2. Despite these two contaminating factors, the temperature trend remains modest: not much more than 0.1 C per decade since 1979. So I would need persuading that water vapour will amplify CO2’s effect threefold in the future but has not done so yet. This is what the models assume despite evidence that clouds formed from water vapour are more likely to moderate than amplify any warming.
3. Nor am I convinced that sulphate aerosols and ocean heat uptake can explain the gap between model predictions and actual observations over the last 34 years. Both are now well understood and provide insufficient excuse for such an underperformance. Negative cloud feedback, leading to total feedbacks being modest, is the more plausible explanation.
4. The one trend that has been worse than expected – Arctic sea ice – is plausibly explained by black carbon (soot), not carbon dioxide. Soot from dirty diesel engines and coal-fired power stations is now reckoned to be a far greater factor in climate change than before; it is a short-lived pollutant, easily dealt with by local rather than global action. So you would need to persuade me that this finding, by explaining some recent climate change, does not further reduce the likely sensitivity of the atmosphere to carbon dioxide. Certainly, it “buys time”.
5. Even the Met Office admits that the failure of the models to predict the temperature standstill of the last 16 years is evidence that natural factors can match man-made ones. We now know there is nothing unprecedented about the level and rate of change of temperature today compared with Medieval, Roman, Holocene Optimum and other post-glacial periods, when carbon dioxide levels did not change significantly, but temperatures did. I would need persuading that natural factors cannot continue to match man-made ones.
6. Given that we know that the warming so far has increased global vegetation cover, increased precipitation, lengthened growing seasons, cause minimal ecological change and had no impact on extreme weather events, I need persuading that future warming will be fast enough and large enough to do net harm rather than net good. Unless water-vapour-supercharged, the models suggest a high probability of temperatures changing less than 2C, which almost everybody agrees will do net good.
7. Nor is it clear that ecosystems and people will fail to adapt, for there is clear evidence that adaptation has already vastly reduced damage from the existing climate – there has been a 98% reduction in the probability of death from drought, flood or storm since the 1920s, for example, and malaria retreated rapidly even as the temperature rose during the twentieth century.
8. So I cannot see why this relatively poor generation should bear the cost of damage that will not become apparent until the time of a far richer future generation, any more than people in 1900 should have borne sacrifices to make people today slightly richer. Or why today’s poor should subsidise, through their electricity bills, today’s rich who receive
subsidies for wind farms, which produce less than 0.5% of the country’s energy.

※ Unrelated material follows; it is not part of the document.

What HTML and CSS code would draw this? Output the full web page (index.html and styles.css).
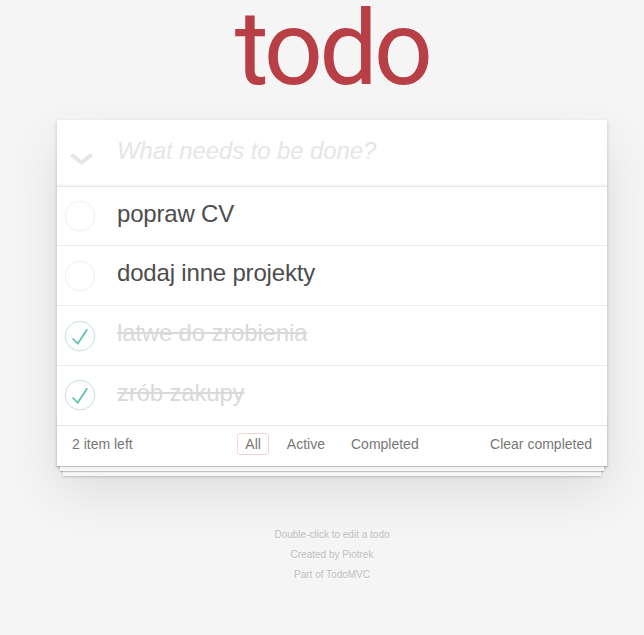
FILE: index.html
```html
<!DOCTYPE html>
<html lang="pl">
<head>
<meta charset="utf-8">
<title>todo</title>
<link rel="stylesheet" href="styles.css">
</head>
<body>
<div class="page">
  <h1 class="title">todo</h1>
  <section class="todoapp">
    <header class="header">
      <span class="toggle-all">
        <svg width="23" height="12" viewBox="0 0 23 12"><polygon points="0,3.2 3,0.2 11.5,7.3 20,0.2 23,3.2 11.5,12" fill="#e6e6e6"/></svg>
      </span>
      <div class="new-todo">What needs to be done?</div>
    </header>
    <ul class="todo-list">
      <li class="item">
        <span class="toggle"><svg width="40" height="40" viewBox="-10 -18 100 135"><circle cx="50" cy="50" r="50" fill="none" stroke="#ededed" stroke-width="3"/></svg></span>
        <span class="label">popraw CV</span>
      </li>
      <li class="item">
        <span class="toggle"><svg width="40" height="40" viewBox="-10 -18 100 135"><circle cx="50" cy="50" r="50" fill="none" stroke="#ededed" stroke-width="3"/></svg></span>
        <span class="label">dodaj inne projekty</span>
      </li>
      <li class="item completed">
        <span class="toggle"><svg width="40" height="40" viewBox="-10 -18 100 135"><circle cx="50" cy="50" r="50" fill="none" stroke="#bddad5" stroke-width="3"/><path fill="#5dc2af" d="M72 25L42 71 27 56l-4 4 20 20 34-52z"/></svg></span>
        <span class="label">latwe do zrobienia</span>
      </li>
      <li class="item completed">
        <span class="toggle"><svg width="40" height="40" viewBox="-10 -18 100 135"><circle cx="50" cy="50" r="50" fill="none" stroke="#bddad5" stroke-width="3"/><path fill="#5dc2af" d="M72 25L42 71 27 56l-4 4 20 20 34-52z"/></svg></span>
        <span class="label">zrób zakupy</span>
      </li>
    </ul>
    <footer class="footer">
      <span class="todo-count">2 item left</span>
      <ul class="filters">
        <li><a class="filter selected">All</a></li>
        <li><a class="filter">Active</a></li>
        <li><a class="filter">Completed</a></li>
      </ul>
      <span class="clear-completed">Clear completed</span>
    </footer>
  </section>
  <footer class="info">
    <p>Double-click to edit a todo</p>
    <p>Created by Piotrek</p>
    <p>Part of TodoMVC</p>
  </footer>
</div>
</body>
</html>
```

FILE: styles.css
```css
html, body {
  margin: 0;
  padding: 0;
}

body {
  background: #f5f5f5;
  color: #4d4d4d;
  font: 14px/1.4em "Liberation Sans", Arial, sans-serif;
  -webkit-font-smoothing: antialiased;
}

.page {
  padding-left: 20px;
}

.title {
  margin: 0 0 22px 0;
  text-align: center;
  font-family: Roboto, "Open Sans", sans-serif;
  font-weight: 400;
  font-size: 104px;
  line-height: 98px;
  letter-spacing: -4px;
  color: #b83f45;
}

.todoapp {
  width: 550px;
  margin: 0 auto;
  background: #fff;
  position: relative;
  box-shadow: 0 2px 4px 0 rgba(0, 0, 0, 0.2), 0 25px 50px 0 rgba(0, 0, 0, 0.1);
}

.header {
  display: flex;
  align-items: center;
  height: 65.6px;
  box-shadow: inset 0 -2px 1px rgba(0, 0, 0, 0.03);
  border-bottom: 1px solid #e6e6e6;
}

.toggle-all {
  width: 60px;
  display: flex;
  justify-content: center;
  padding-top: 12px;
  margin-left: -6px;
  margin-right: 6px;
}

.toggle-all svg {
  display: block;
}

.new-todo {
  font-size: 24px;
  font-style: italic;
  font-weight: 300;
  line-height: 1.4em;
  letter-spacing: -0.1px;
  color: #e6e6e6;
  padding: 0 16px 4px 0;
}

.todo-list {
  margin: 0;
  padding: 0;
  list-style: none;
}

.item {
  display: flex;
  align-items: center;
  height: 58.8px;
  border-bottom: 1px solid #ededed;
}

.item:last-child {
  border-bottom: none;
}

.toggle {
  width: 60px;
  display: flex;
}

.toggle svg {
  display: block;
}

.label {
  font-size: 24px;
  line-height: 1.2;
  letter-spacing: -0.18px;
  color: #4d4d4d;
  padding: 0 15px 4px 0;
}

.completed .label {
  color: #d9d9d9;
  text-decoration: line-through;
}

.footer {
  position: relative;
  display: grid;
  grid-template-columns: 1fr auto 1fr;
  grid-template-rows: 20px;
  align-items: center;
  height: 20px;
  padding: 8px 15px 12px;
  border-top: 1px solid #e6e6e6;
  color: #777;
}

.footer::before {
  content: '';
  position: absolute;
  right: 0;
  bottom: 0;
  left: 0;
  height: 50px;
  overflow: hidden;
  box-shadow: 0 1px 1px rgba(0, 0, 0, 0.2),
              0 8px 0 -3px #f6f6f6,
              0 9px 1px -3px rgba(0, 0, 0, 0.2),
              0 16px 0 -6px #f6f6f6,
              0 17px 2px -6px rgba(0, 0, 0, 0.2);
  pointer-events: none;
}

.todo-count {
  line-height: 20px;
  position: relative;
}

.filters {
  display: flex;
  gap: 10px;
  margin: 0;
  padding: 0;
  list-style: none;
  position: relative;
}

.filter {
  display: block;
  line-height: 14px;
  padding: 3px 7px;
  border: 1px solid transparent;
  border-radius: 3px;
  color: inherit;
}

.filter.selected {
  border-color: rgba(175, 47, 47, 0.2);
}

.clear-completed {
  justify-self: end;
  line-height: 20px;
  position: relative;
}

.info {
  margin: 64px auto 0;
  color: #bfbfbf;
  font-size: 10px;
  text-shadow: 0 1px 0 rgba(255, 255, 255, 0.5);
  text-align: center;
}

.info p {
  line-height: 1;
  margin: 10px 0;
}
```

9. Indeed I will need persuading that dashing to renewables can cut emissions rather than make them worse; this is by no means certain given that the increased use of bioenergy, such as wood or corn ethanol, driven by climate policies, is indeed making them worse.11 Meanwhile shale gas use in the USA has led to a far greater cut in emissions than
any other technology, yet it is opposed every step of the way by climate alarmists.
10. Finally, you might make the argument that even a very small probability of a very large and dangerous change in the climate justifies drastic action. But I would reply that a very small probability of a very large and dangerous effect from the adoption of large-scale
renewable energy, reduced economic growth through carbon taxes or geo-engineering also justifies extreme caution. Pascal’s wager cuts both ways.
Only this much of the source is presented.